FIRST AIRED: Jan. 27, 1961
Submitted for your disapproval, an unspoken rule, a blasphemous observation, a cold hard dose of reality-shaking truth: half of The Twilight Zone’s episodes were just not very good.
Of course, the classics are the classics are the classics: “Where Is Everybody?” “The Midnight Sun,” and “The After Hours” live on as witty and memorable forays into the darkest corners of the human condition. But for every “Eye of the Beholder,” the writers served up a pile of other episodes that remain forgotten for a reason.
In looking at the lackluster1983 movie, the 1985 or 2002 TV reboots, or countless attempts to translate the Twilight Zone format to niche audiences (VH1 mounted a supernatural music anthology series in 2001 called Strange Frequency), one might wonder why no one can seem to replicate The Twilight Zone’s creative success. It may have something to do with the fact that the progenitor series had a middling success rate itself.

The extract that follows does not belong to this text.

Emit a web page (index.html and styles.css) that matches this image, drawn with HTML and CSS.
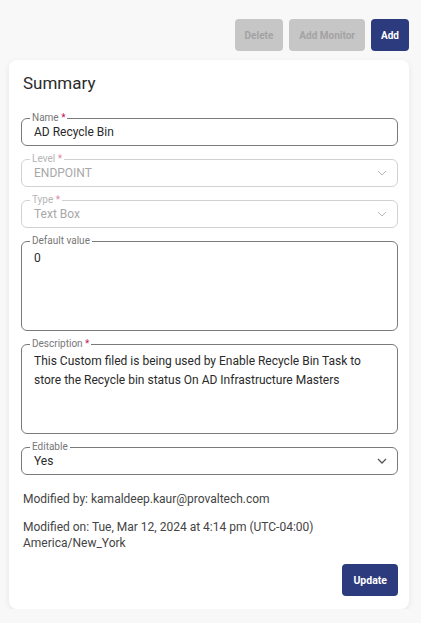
FILE: index.html
```html
<!DOCTYPE html>
<html lang="en">
<head>
    <meta charset="UTF-8">
    <meta name="viewport" content="width=device-width, initial-scale=1.0">
    <title>Custom Field Summary</title>
    <link rel="stylesheet" href="styles.css">
</head>
<body>
    <div class="page">
        <div class="toolbar">
            <button class="btn btn-disabled" disabled>Delete</button>
            <button class="btn btn-disabled" disabled>Add Monitor</button>
            <button class="btn btn-primary">Add</button>
        </div>
        <section class="card">
            <h2 class="card-title">Summary</h2>
            <fieldset class="field">
                <legend>Name <span class="req">*</span></legend>
                <div class="field-value">AD Recycle Bin</div>
            </fieldset>
            <fieldset class="field field-disabled">
                <legend>Level <span class="req">*</span></legend>
                <div class="field-value field-select">
                    <span>ENDPOINT</span>
                    <svg class="chevron" width="10" height="6" viewBox="0 0 10 6"><path d="M1 1l4 4 4-4" fill="none" stroke="currentColor" stroke-width="1"/></svg>
                </div>
            </fieldset>
            <fieldset class="field field-disabled">
                <legend>Type <span class="req">*</span></legend>
                <div class="field-value field-select">
                    <span>Text Box</span>
                    <svg class="chevron" width="10" height="6" viewBox="0 0 10 6"><path d="M1 1l4 4 4-4" fill="none" stroke="currentColor" stroke-width="1"/></svg>
                </div>
            </fieldset>
            <fieldset class="field field-area">
                <legend>Default value</legend>
                <div class="field-value">0</div>
            </fieldset>
            <fieldset class="field field-area field-desc">
                <legend>Description <span class="req">*</span></legend>
                <div class="field-value">This Custom filed is being used by Enable Recycle Bin Task to store the Recycle bin status On AD Infrastructure Masters</div>
            </fieldset>
            <fieldset class="field">
                <legend>Editable</legend>
                <div class="field-value field-select">
                    <span>Yes</span>
                    <svg class="chevron" width="10" height="6" viewBox="0 0 10 6"><path d="M1 1l4 4 4-4" fill="none" stroke="currentColor" stroke-width="1.3"/></svg>
                </div>
            </fieldset>
            <p class="meta">Modified by: kamaldeep.kaur@provaltech.com</p>
            <p class="meta meta-on">Modified on: Tue, Mar 12, 2024 at 4:14 pm (UTC-04:00) America/New_York</p>
            <div class="card-actions">
                <button class="btn btn-primary btn-update">Update</button>
            </div>
        </section>
    </div>
</body>
</html>
```

FILE: styles.css
```css
*,
*::before,
*::after {
    box-sizing: border-box;
    padding: 0;
    margin: 0;
}

body {
    background-color: #f8f8f8;
    font-family: Roboto, "Noto Sans", sans-serif;
    color: #333;
}

.page {
    padding: 19px 12px 0 9px;
}

.toolbar {
    display: flex;
    justify-content: flex-end;
    gap: 6px;
    margin-bottom: 9px;
}

.btn {
    height: 32px;
    padding: 0 10px;
    border: none;
    border-radius: 4px;
    font-family: inherit;
    font-size: 10px;
    font-weight: 700;
}

.btn-disabled {
    background-color: #c6c6c6;
    color: #a3a3a3;
}

.btn-primary {
    background-color: #2c3a7e;
    color: #fff;
}

.card {
    background-color: #fff;
    border-radius: 8px;
    box-shadow: 0 2px 6px rgba(0, 0, 0, 0.08);
    padding: 11px 11px 13px 12px;
}

.card-title {
    font-size: 17px;
    font-weight: 400;
    line-height: 24px;
    color: #2b2b2b;
    padding-left: 2px;
    margin-bottom: 18px;
}

.field {
    border: 1px solid #7a7a7a;
    border-radius: 6px;
    padding: 0 12px 4px 12px;
    margin-bottom: 8px;
    min-width: 0;
}

.field legend {
    font-size: 10px;
    line-height: 10px;
    color: #777;
    padding: 0 2px;
    margin-left: -4px;
}

.req {
    color: #c2185b;
}

.field-value {
    font-size: 12px;
    line-height: 18px;
    color: #2a2a2a;
}

.field-select {
    display: flex;
    justify-content: space-between;
    align-items: center;
}

.chevron {
    margin-right: -2px;
    color: #555;
}

.field-disabled {
    border-color: #d2d2d2;
}

.field-disabled legend {
    color: #b5b5b5;
}

.field-disabled .req {
    color: #dc8aa6;
}

.field-disabled .field-value {
    color: #a8a8a8;
}

.field-disabled .chevron {
    color: #b8b8b8;
}

.field-area {
    height: 95px;
}

.field-area .field-value {
    line-height: 19px;
    padding-top: 3px;
    padding-right: 20px;
}

.field-desc {
    height: 95px;
}

.meta {
    font-size: 12px;
    line-height: 16px;
    color: #444;
    padding-left: 2px;
    margin-top: 16px;
}

.meta-on {
    margin-top: 12px;
    padding-right: 40px;
}

.card-actions {
    display: flex;
    justify-content: flex-end;
    margin-top: 13px;
}

.btn-update {
    font-size: 10.5px;
    padding: 0 11px;
}
```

Rod Serling and company were anything but hacks. They were brilliant, daring dreamers who swung for the fences weekly. But the very nature of an anthology series nullifies the most reliable rules of thumb that writers follow to engage a television audience. Familiar characters, settings, and themes aren’t at the forefront. Ideas take center stage. Suggestions. Offerings.
This is what most if not all Twilight Zone episodes were: not taut stories but provocative “What if?” prompts meant to do nothing more than propose a devilish idea and pin it with a neat little twist. Many of these episodes weren’t fully formed works of fiction. They were narrative zygotes.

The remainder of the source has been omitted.